Voice-enabled devices with screens — like the Echo Show — are growing in popularity, and they offer new opportunities for multimodal interactions, in which customers use spoken language to refer to items on-screen, helping them communicate their intentions more efficiently. The task of using natural-language understanding to select the correct object on the screen is known as multimodal coreference resolution.
Multimodal models have delivered impressive results on tasks like visual search, in which they find images that match a textual description. But they struggle with coreference resolution, in part because there are so many possible ways to refer to an object on-screen. Some refer to visual characteristics of the scene, such as objects’ colors or position on screen, and some refer to metadata.
In the tenth Dialog State Tracking Challenge (DSTC10), a model that we developed with colleagues at the University of California, Los Angeles, finished first in the multimodal coreference resolution task. We described the model in a paper we presented last month at the International Conference on Computational Linguistics (COLING).
The model
We base our model on visual-linguistic BERT (VL-BERT), a model trained on pairs of text and images. It adapts the masked-language-model training typical of BERT models, in which certain aspects of the input — either words of the sentence or regions of the images — are masked out, and the model must learn to predict them. It thus learns to predict images based (in part) on textual input and vice versa.
We make three main modifications to this approach:
- We represent relationships between objects in an image using graphs and capture that graphical information using graph neural networks;
- We add additional knowledge sources in the form of object metadata, to allow coreferencing based on nonvisual features such as brand or price; and
- We supplement information about an object’s surrounding by explicitly sampling from its neighborhood and generating captions describing the object. This enables coreferencing involving surrounding context (e.g., accessory objects like shelves and tables).
For each object in the current scene, the model outputs a binary decision whether that is the object referred to in the current round of dialogue.
Graphical representation
Using the relative locations of the objects in the scene, our model produces a graph, with nodes representing objects and edges describing the relationships between objects in the scene. Edges encode five types of relationships. The first four — top, bottom, left, and right — form two matched pairs: two nodes connected by a top edge, for instance, will also be connected by a bottom edge running in the opposite direction. The fifth relationship, inside, relates all the objects to a special “scene” node.
The graph then passes to a graph neural network — specifically, a graph convolutional network — that produces an embedding for each node, which captures information about the node’s immediate neighborhood in the graph. These embeddings are inputs to the coreference resolution model.
Local information
Some elements of the visual scene may not be identified by the object recognizer, but customers may still use them to specify objects — e.g., “The one on the counter”. To resolve such specifications, we use information about an object’s local environment, which we capture in two ways.
First, we produce eight new boxes arrayed around the object in eight directions: top left, top, top right, etc. Then we encode visual features of the image regions within those boxes and append them to coreference resolution model’s visual input stream.

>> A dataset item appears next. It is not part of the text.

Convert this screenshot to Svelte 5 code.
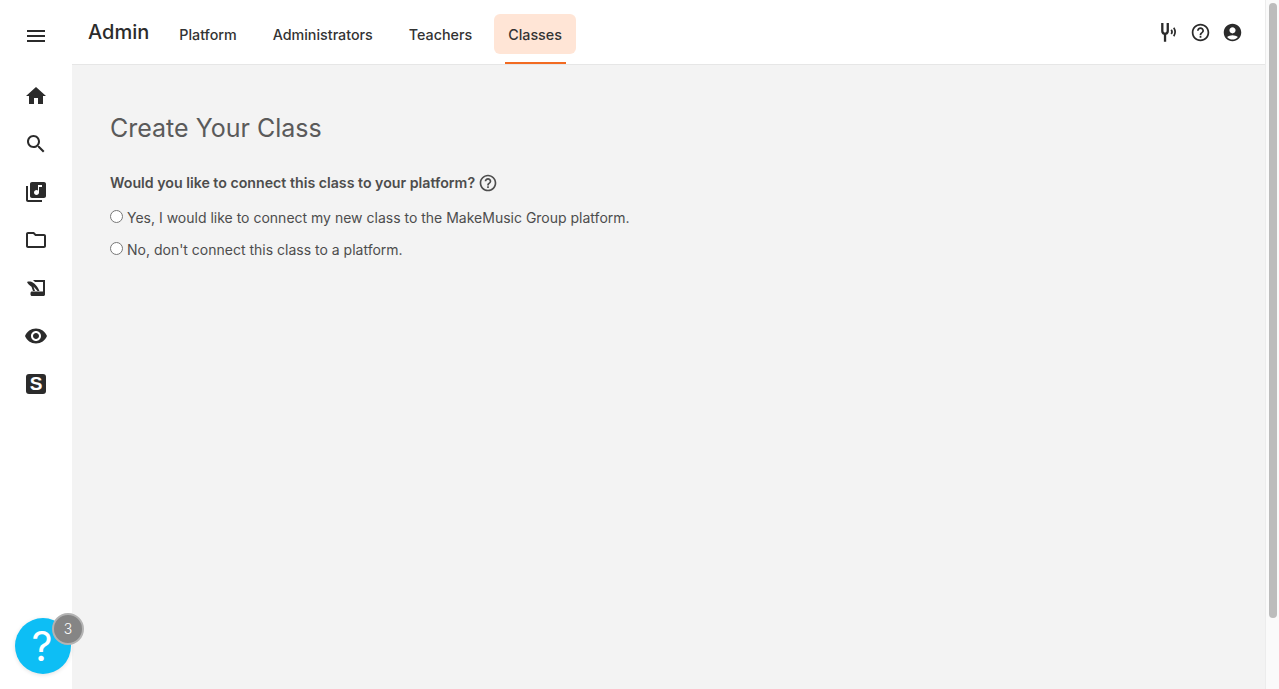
<script>
  const tabs = ['Platform', 'Administrators', 'Teachers', 'Classes'];
  const activeTab = 'Classes';
  const help = 'M11 18h2v-2h-2v2zm1-16C6.48 2 2 6.48 2 12s4.48 10 10 10 10-4.48 10-10S17.52 2 12 2zm0 18c-4.41 0-8-3.59-8-8s3.59-8 8-8 8 3.59 8 8-3.59 8-8 8zm0-14c-2.21 0-4 1.79-4 4h2c0-1.1.9-2 2-2s2 .9 2 2c0 2-3 1.75-3 5h2c0-2.25 3-2.5 3-5 0-2.21-1.79-4-4-4z';
  const nav = [
    'M10 20v-6h4v6h5v-8h3L12 3 2 12h3v8z',
    'M15.5 14h-.79l-.28-.27C15.41 12.59 16 11.11 16 9.5 16 5.91 13.09 3 9.5 3S3 5.91 3 9.5 5.91 16 9.5 16c1.61 0 3.09-.59 4.23-1.57l.27.28v.79l5 4.99L20.49 19l-4.99-5zm-6 0C7.01 14 5 11.99 5 9.5S7.01 5 9.5 5 14 7.01 14 9.5 11.99 14 9.5 14z',
    'M20 2H8c-1.1 0-2 .9-2 2v12c0 1.1.9 2 2 2h12c1.1 0 2-.9 2-2V4c0-1.1-.9-2-2-2zm-2 5h-3v5.5c0 1.38-1.12 2.5-2.5 2.5S10 13.88 10 12.5s1.12-2.5 2.5-2.5c.57 0 1.08.19 1.5.51V5h4v2zM4 6H2v14c0 1.1.9 2 2 2h14v-2H4V6z',
    'M9.17 6l2 2H20v10H4V6h5.17M10 4H4c-1.1 0-1.99.9-1.99 2L2 18c0 1.1.9 2 2 2h16c1.1 0 2-.9 2-2V8c0-1.1-.9-2-2-2h-8l-2-2z',
    'M9 4h12v14.500c0 .8-.7 1.500-1.500 1.500H8c-.8 0-1.500-.7-1.500-1.500V17c0-.8.7-1.500 1.500-1.500h11V6h-8zM3 6c3-1.200 7-.2 11 6l1.500 3h-2L9.500 10.500 11 15H9L7.500 10.800C5.800 9.500 4 8 3 6z',
    'M12 4.5C7 4.5 2.73 7.61 1 12c1.73 4.39 6 7.5 11 7.5s9.27-3.11 11-7.5c-1.73-4.39-6-7.5-11-7.5zM12 17c-2.76 0-5-2.24-5-5s2.24-5 5-5 5 2.24 5 5-2.24 5-5 5zm0-8c-1.66 0-3 1.34-3 3s1.34 3 3 3 3-1.34 3-3-1.34-3-3-3z'
  ];
  const options = [
    "Yes, I would like to connect my new class to the MakeMusic Group platform.",
    "No, don't connect this class to a platform."
  ];
</script>

<div class="shell">
  <aside class="side">
    <button class="nav-btn menu" aria-label="Menu">
      <svg viewBox="0 0 24 24"><path d="M3 18h18v-2H3v2zm0-5h18v-2H3v2zm0-7v2h18V6H3z" /></svg>
    </button>
    {#each nav as d}
      <button class="nav-btn" aria-label="Navigation item">
        <svg viewBox="0 0 24 24"><path d={d} fill-rule="evenodd" /></svg>
      </button>
    {/each}
    <button class="nav-btn" aria-label="Smart"><span class="s-box">S</span></button>

    <div class="help-fab">
      <span class="q">?</span>
      <span class="badge">3</span>
    </div>
  </aside>

  <div class="main">
    <header class="top">
      <h1>Admin</h1>
      <nav class="tabs">
        {#each tabs as t}
          <a class="tab" class:active={t === activeTab} href="#top">{t}</a>
        {/each}
      </nav>
      <div class="actions">
        <svg viewBox="-1 0 20 20" class="ic"><path d="M2 1H4.200V8.300C4.200 9.300 4.800 10 5.700 10C6.600 10 7.200 9.300 7.200 8.300V1H9.400V8.500C9.400 10.400 8.300 11.800 6.800 12.200V18.700H4.600V12.200C3.100 11.800 2 10.400 2 8.500Z" /><path d="M11.600 7.300c.9 1.200.9 3 0 4.200M14 5.500c1.500 2.300 1.500 5.700 0 8" fill="none" stroke="currentColor" stroke-width="1.600" /></svg>
        <svg viewBox="0 0 24 24" class="ic"><path d={help} /></svg>
        <svg viewBox="0 0 24 24" class="ic"><path d="M12 2C6.480 2 2 6.480 2 12s4.480 10 10 10 10-4.480 10-10S17.520 2 12 2zm0 4c1.930 0 3.500 1.570 3.500 3.500S13.930 13 12 13s-3.500-1.570-3.500-3.500S10.070 6 12 6zm0 14c-2.030 0-4.430-.82-6.140-2.880C7.550 15.800 9.680 15 12 15s4.450.8 6.140 2.120C16.430 19.180 14.030 20 12 20z" /></svg>
      </div>
    </header>

    <main class="content">
      <h2>Create Your Class</h2>
      <div class="question">
        <span>Would you like to connect this class to your platform?</span>
        <svg viewBox="0 0 24 24" class="qhelp"><path d={help} /></svg>
      </div>
      {#each options as o}
        <label class="opt"><input type="radio" name="connect" /><span>{o}</span></label>
      {/each}
    </main>
  </div>

  <div class="scrollbar"><div class="thumb"></div></div>
</div>

<style>
  :global(body) {
    margin: 0;
    overflow: hidden;
    font-family: Inter, "Liberation Sans", sans-serif;
  }
  .shell {
    display: flex;
    height: 689px;
    background: #f3f3f3;
    color: #333;
  }
  .side {
    position: relative;
    width: 72px;
    flex: none;
    background: #fff;
    display: flex;
    flex-direction: column;
    align-items: center;
    padding-top: 12px;
    box-sizing: border-box;
  }
  .nav-btn {
    width: 48px;
    height: 48px;
    flex: none;
    padding: 0;
    border: 0;
    background: none;
    display: flex;
    align-items: center;
    justify-content: center;
    color: #2b2b2b;
  }
  .nav-btn.menu {
    margin-bottom: 12px;
  }
  .nav-btn svg {
    width: 24px;
    height: 24px;
    fill: currentColor;
  }
  .s-box {
    width: 20px;
    height: 20px;
    border-radius: 3px;
    background: #2b2b2b;
    color: #fff;
    font-size: 19px;
    font-weight: 700;
    line-height: 20px;
    text-align: center;
  }
  .help-fab {
    position: absolute;
    left: 15px;
    top: 618px;
    width: 56px;
    height: 56px;
    border-radius: 50%;
    background: #0dbef5;
    display: flex;
    align-items: center;
    justify-content: center;
    box-shadow: 0 1px 4px rgba(0, 0, 0, 0.12);
  }
  .q {
    color: #fff;
    font-size: 41px;
    font-weight: 400;
    line-height: 1;
    margin-right: 2px;
  }
  .badge {
    position: absolute;
    left: 37px;
    top: -5px;
    width: 28px;
    height: 28px;
    border-radius: 50%;
    background: #858585;
    border: 2.5px solid #b3b3b3;
    box-sizing: content-box;
    color: #fff;
    font-size: 14px;
    font-weight: 300;
    line-height: 28px;
    text-align: center;
  }
  .main {
    flex: 1;
    min-width: 0;
    display: flex;
    flex-direction: column;
  }
  .top {
    height: 65px;
    box-sizing: border-box;
    flex: none;
    background: #fff;
    border-bottom: 1px solid #e6e6e6;
    display: flex;
    align-items: flex-start;
    padding-left: 16px;
    padding-right: 22px;
  }
  h1 {
    margin: 17px 0 0;
    font-size: 20px;
    line-height: 30px;
    font-weight: 500;
    color: #2b2b2b;
  }
  .tabs {
    display: flex;
    gap: 8px;
    margin-left: 16px;
    margin-top: 14px;
  }
  .tab {
    position: relative;
    height: 40px;
    padding: 0 14px;
    border-radius: 6px;
    display: flex;
    align-items: center;
    font-size: 14.3px;
    font-weight: 500;
    color: #333;
    text-decoration: none;
  }
  .tab.active {
    background: #ffe5d6;
  }
  .tab.active::after {
    content: '';
    position: absolute;
    left: 11px;
    right: 10px;
    bottom: -10px;
    height: 2px;
    background: #f26a21;
  }
  .actions {
    margin-left: auto;
    margin-top: 22px;
    display: flex;
    gap: 11px;
  }
  .ic {
    width: 21px;
    height: 21px;
    fill: currentColor;
    color: #2b2b2b;
  }
  .content {
    flex: 1;
    padding: 46px 38px;
    color: #4d4d4d;
  }
  h2 {
    margin: 0 0 25px;
    font-size: 25px;
    line-height: 34px;
    font-weight: 400;
    color: #5a5a5a;
  }
  .question {
    display: flex;
    align-items: center;
    gap: 3px;
    height: 24px;
    font-size: 14.2px;
    font-weight: 600;
    margin-bottom: 7px;
  }
  .qhelp {
    width: 20px;
    height: 20px;
    fill: #4d4d4d;
    margin-top: 1px;
  }
  .opt {
    display: flex;
    align-items: center;
    height: 32px;
    font-size: 14px;
  }
  .opt input {
    width: 13px;
    height: 13px;
    margin: 0 4px 2px 0;
  }
  .scrollbar {
    flex: none;
    width: 14px;
    background: #fafafa;
    border-left: 1px solid #ececec;
    box-sizing: border-box;
    padding: 3px 2px 0 3px;
  }
  .thumb {
    height: 615px;
    border-radius: 5px;
    background: #bcbcbc;
  }
</style>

Note that this differs from the information captured by the graph in two ways: it’s local information, while the graph can represent the relative locations of more-distant objects; and there are no labeled objects in the additional boxes. The encoding captures general visual features.
Second, during model training, we use an image-captioning model to describe additional objects in the vicinity of the object of interest — for example, shelves, tables, racks etc. This enables the model to identify objects based on descriptions of the surrounding context — for instance, “the jacket on the bench”.
Combining these modifications with the addition of the dialogue-turn distance metric enabled out model to place first in the DSTC10 multimodal coreference resolution challenge, where performance is measured by F1 score, which factors in both false positives and false negatives. We expect this work to pay dividends for Alexa customers, by making it easier to express their intentions when using Alexa-enabled devices with screens.